先進分野への積極投資で「営業利益2兆円超え」
ソフトバンクグループの2019年3月期は、営業利益が初の2兆円超え、当期純利益も3期連続1兆円を超えました。業績を押し上げたのは、投資ファンドの「SVF事業」(ソフトバンク・ビジョン・ファンドおよびデルタ・ファンド事業)です。
SVFのビジネスモデルは、LP(有限責任)投資家を集める一方で有望な投資先を探し、投資などによって業績を改善することで「投資成果」を最大化し、それをLP投資家に分配するもの。会長兼社長の孫正義氏は決算説明会で、SVFを「これからの成長エンジン」と強調しています。
企業口コミサイト「キャリコネ」には、ソフトバンクグループ株式会社とソフトバンク株式会社の現役社員・OBOGから、500件を超える内部情報が集まっています。
ソフトバンクグループの財務部門で働く30代後半の男性社員は、年収1,000万円。トップダウンで案件が決まるため、「"風通しが良い悪い"云々言っている暇がないくらいスピードがある」点を魅力的と言っています。
「案件の中心にいれば年齢に関係なく、エキサイティングな経験を積むことができる。また、時流に乗ったことに取り組むことが多く、常にアンテナが高く、技術を更新している人にとってはとても面白いと思う。これについて来る管理部門はなかなか大変であるが、会社の根幹を守るため、それはそれで面白いと思う」(2018.1.15)
トップダウンの「無茶振り」についていけない人も
ソフトバンクではトップダウンだけでなく、ボトムアップの提案も歓迎される傾向にあります。他の大手通信事業者から転職して法人営業を担当する30代の男性は、転職前と比べて「自身の裁量は大きい」と明かしています。
「積極的にやりたいことを上司に伝えれば、責任は伴いますが、やらせてもらえる場合が多い。その点、自身の成長にもつながっていると感じます」(2016. 5. 6)
その一方で、トップダウンによる「無茶振り」に応えるためには、かなりのハードワークが必要になります。ソフトバンクの経営企画部門で働いていた20代後半の男性は、次のような理由で退職に至っています。
「トップダウンで物事が決まる会社であり、方針の変更の都度、徹夜を含む作業が発生していました。業務自体は非常にダイナミックで、エキサイティングでしたが、このままでは体調を崩すと思い、退職を決意しました。目的達成のためにはプライベートを犠牲にできるマッチョイズムのある方であれば、優秀な方も多く、合うと思います」(2017.1.12)
「大企業のサラリーマン」的な部署もある
ソフトバンクは先進的な取り組みで知られ、モバイル機器など生活に欠かせない製品・サービスを扱っていることもあって、知名度の高い会社です。
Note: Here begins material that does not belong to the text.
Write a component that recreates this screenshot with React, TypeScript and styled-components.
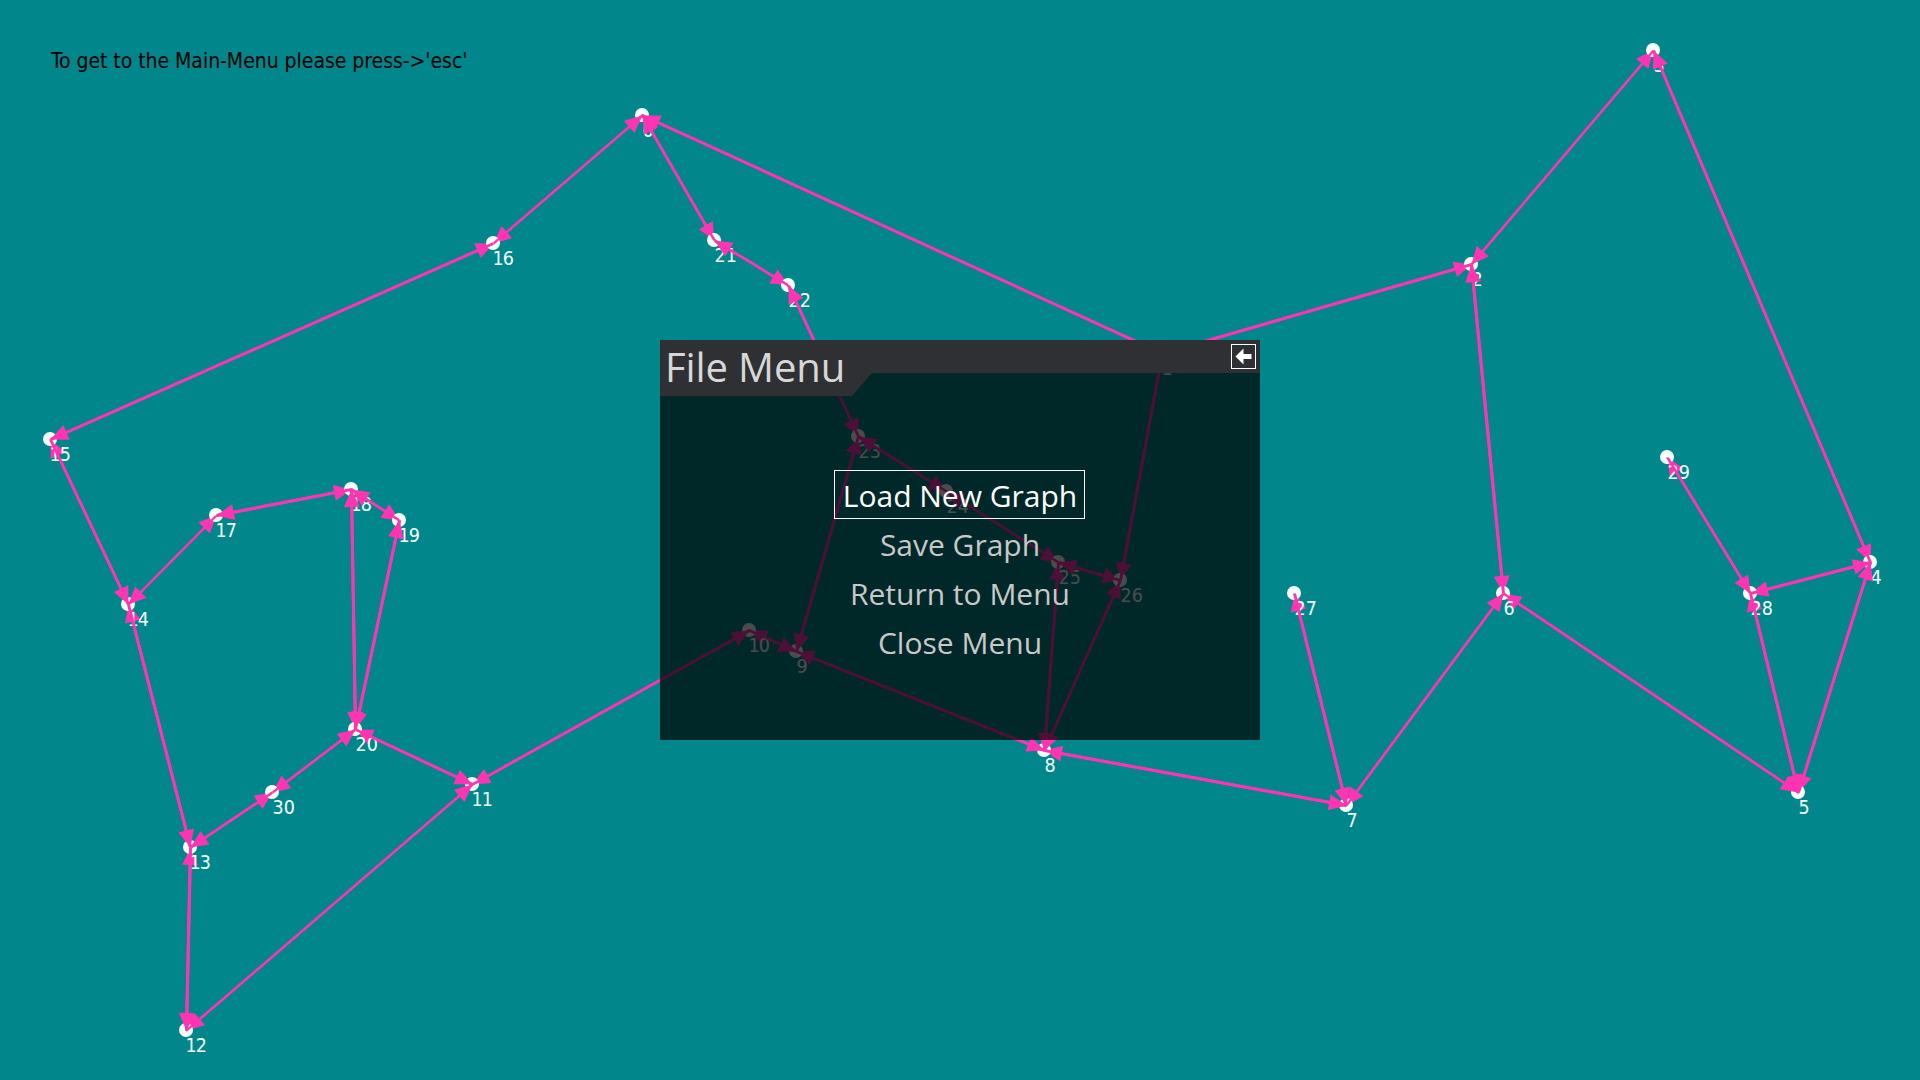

この点が「働きがいがある会社」と認識している社員もいます。
「世間から注目される企業であるため、自分の仕事の成果がメディアで取り上げられるようなこともあり、世間に与える影響の大きさを感じる経験は頻繁にある」(2019.1.27)
その一方で、世間から注目される仕事に携われるのは一部の部署だけ、という声もあがっています。ソフトバンクグループで法人営業を担当する20代男性は、他社からの転職後に次のようなギャップを感じたようです。
「入社時には『若手からチャレンジ』『ベンチャースピリットを持つ』等の言葉から、実力主義かつ様々な新規事業へチャレンジできる環境があると考えていた。しかし実際にはチャレンジをしているのは役員クラスや一部の部署のみで、ほとんどの社員は大企業のサラリーマン、サラリーウーマンとして業務を遂行している。バックオフィス寄りになるほど、その傾向は強まっていると感じた」(2017.5.15)
仕事の満足度については、部署によることもあるでしょう。ただし、新しいAIオフィスの恩恵はすべての社員が受けられます。快適な職場環境で働きたい就活生や転職希望者には、魅力的な選択肢になりそうです。